I contributi sono deducibili fino a concorrenza del reddito complessivo.
In caso di contributi corrisposti per conto di altri, e laddove sia previsto dalla legge l’esercizio del diritto di rivalsa, la deduzione spetta alla persona per conto della quale i contributi sono versati. Ad esempio, in caso di impresa familiare artigiana o commerciale, il titolare è obbligato al versamento dei contributi previdenziali anche per i familiari che collaborano nell’impresa; in tal caso, però, poiché per legge il titolare ha diritto di rivalsa sui collaboratori, egli non può dedurre i contributi, neppure se non ha esercitato la rivalsa, a meno che il collaboratore non sia anche fiscalmente a carico. I collaboratori, invece, possono dedurre i contributi soltanto se il titolare dell’impresa ha effettivamente esercitato la rivalsa.

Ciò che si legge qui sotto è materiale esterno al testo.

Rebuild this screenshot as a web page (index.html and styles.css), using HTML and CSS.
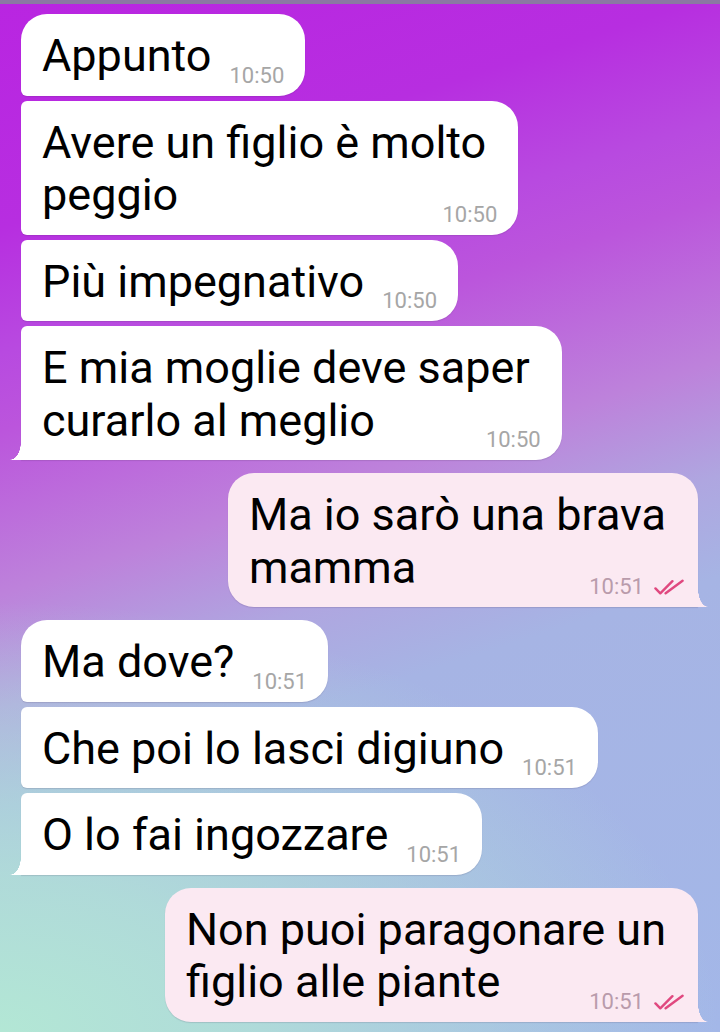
FILE: index.html
```html
<!DOCTYPE html>
<html lang="it">
<head>
    <meta charset="UTF-8">
    <meta name="viewport" content="width=device-width, initial-scale=1.0">
    <title>Chat</title>
    <link rel="stylesheet" href="styles.css">
</head>
<body>
    <div class="topline"></div>
    <div class="chat">
        <div class="msg in first">
            <div class="bubble">
                <div class="row"><span class="text">Appunto</span><span class="meta">10:50</span></div>
            </div>
        </div>
        <div class="msg in">
            <div class="bubble">
                <div class="line">Avere un figlio è molto</div>
                <div class="row"><span class="text">peggio</span><span class="meta">10:50</span></div>
            </div>
        </div>
        <div class="msg in">
            <div class="bubble">
                <div class="row"><span class="text">Più impegnativo</span><span class="meta">10:50</span></div>
            </div>
        </div>
        <div class="msg in last">
            <div class="bubble">
                <div class="line">E mia moglie deve saper</div>
                <div class="row"><span class="text">curarlo al meglio</span><span class="meta">10:50</span></div>
            </div>
        </div>

        <div class="msg out first last">
            <div class="bubble">
                <div class="line">Ma io sarò una brava</div>
                <div class="row">
                    <span class="text">mamma</span>
                    <span class="meta">10:51
                        <svg class="checks" viewBox="0 0 32 16"><path d="M1.5 9.5 L6.5 14.5 L19 2 M12 14.5 L29.5 1.5"/></svg>
                    </span>
                </div>
            </div>
        </div>

        <div class="msg in first">
            <div class="bubble">
                <div class="row"><span class="text">Ma dove?</span><span class="meta">10:51</span></div>
            </div>
        </div>
        <div class="msg in">
            <div class="bubble">
                <div class="row"><span class="text">Che poi lo lasci digiuno</span><span class="meta">10:51</span></div>
            </div>
        </div>
        <div class="msg in last">
            <div class="bubble">
                <div class="row"><span class="text">O lo fai ingozzare</span><span class="meta">10:51</span></div>
            </div>
        </div>

        <div class="msg out first last">
            <div class="bubble">
                <div class="line">Non puoi paragonare un</div>
                <div class="row">
                    <span class="text">figlio alle piante</span>
                    <span class="meta">10:51
                        <svg class="checks" viewBox="0 0 32 16"><path d="M1.5 9.5 L6.5 14.5 L19 2 M12 14.5 L29.5 1.5"/></svg>
                    </span>
                </div>
            </div>
        </div>
    </div>
</body>
</html>
```

FILE: styles.css
```css
body {
    margin: 0;
    height: 1032px;
    overflow: hidden;
    font-family: Roboto, "Noto Sans", sans-serif;
    background-color: #b0a6df;
    background-image:
        radial-gradient(720px 430px at 0 100%, #b3e7d5 0%, rgba(179, 231, 213, 0.75) 35%, rgba(179, 231, 213, 0) 100%),
        linear-gradient(162deg, #b925e1 0%, #b72ee0 18%, #b84ae0 28%, #bb55dc 34%, #bd82db 47%, #afa6e0 56%, #a6b4e4 64%, #a3b7e8 100%);
}

.topline {
    height: 4px;
    background-color: #8b78a3;
}

.chat {
    display: flex;
    flex-direction: column;
    align-items: flex-start;
}

.msg {
    margin-top: 5px;
}

.msg.first {
    margin-top: 13px;
}

.msg:first-child {
    margin-top: 10px;
}

.msg.out {
    align-self: flex-end;
}

.bubble {
    position: relative;
    background-color: #fff;
    color: #000;
    font-size: 45px;
    line-height: 52.5px;
    padding: 16px 21px 13px 21px;
    border-radius: 6px 26px 26px 6px;
    box-shadow: 0 1px 1px rgba(60, 40, 80, 0.15);
}

.in .bubble {
    margin-left: 21px;
}

.in.first .bubble {
    border-top-left-radius: 26px;
}

.in.last .bubble {
    border-bottom-left-radius: 0;
}

/* coda del fumetto */
.in.last .bubble::before {
    content: "";
    position: absolute;
    left: -11px;
    bottom: 0;
    width: 11px;
    height: 18px;
    background: radial-gradient(11px 18px at 0 0, rgba(255, 255, 255, 0) 97%, #fff 100%);
}

.out .bubble {
    margin-right: 22px;
    background-color: #fbe9f2;
    border-radius: 26px 26px 0 26px;
}

.out .bubble::after {
    content: "";
    position: absolute;
    right: -10px;
    bottom: 0;
    width: 10px;
    height: 18px;
    background: radial-gradient(10px 18px at 100% 0, rgba(251, 233, 242, 0) 97%, #fbe9f2 100%);
}

.line {
    padding-right: 11px;
}

.row {
    display: flex;
    justify-content: space-between;
    align-items: flex-end;
    gap: 18px;
}

.meta {
    display: flex;
    align-items: center;
    gap: 10px;
    font-size: 22px;
    line-height: 22px;
    margin-bottom: -4px;
    color: #a6a6a6;
    white-space: nowrap;
}

.out .meta {
    color: #b99bab;
    margin-right: -8px;
}

.checks {
    width: 31px;
    height: 16px;
    fill: none;
    stroke: #e0487f;
    stroke-width: 2.5;
    stroke-linecap: round;
    stroke-linejoin: round;
}
```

Non sono, invece, deducibili:
- le somme versate per sanzioni e interessi moratori comminati per violazioni inerenti i contributi versati (risoluzione 114/E/2009);
- le tasse di iscrizione all’albo versate da figure professionali;
- dal 2014, i contributi versati al Servizio Sanitario Nazionale con i premi di assicurazione relativi alla RC auto;
- le somme versate all’Inps ai fini dell’abolizione del divieto di cumulo tra pensione di anzianità e di attività di lavoro e quelle relative alla regolarizzazione dei periodi pregressi (circolare 24/E/2004);
- i contributi trattenuti dall’ente di ricerca in qualità di sostituto d’imposta (l’indeducibilità opera sia per il titolare dell’assegno di ricerca esente dall’Irpef sia per il familiare che lo ha fiscalmente a carico – circolare 20/E/2011, paragrafo 5.5).
5 Agosto 2020 a 9:55
La questione si pone sulla parola “effettivamente” ovvero del sostenimento dell’onere.
Poiché è molto improbabile che un titolare chieda al coniuge/figlio (collaboratori familiari ) la restituzione di quanto
versato per loro conto a titolo di contributi obbligatori.
Molto più verosimilmente si dividono i soldi residui, dopo il pagamento anche dei contributi previdenziali ; con ciò credo che implicitamente i collaboratori hanno sostenuto l’onere.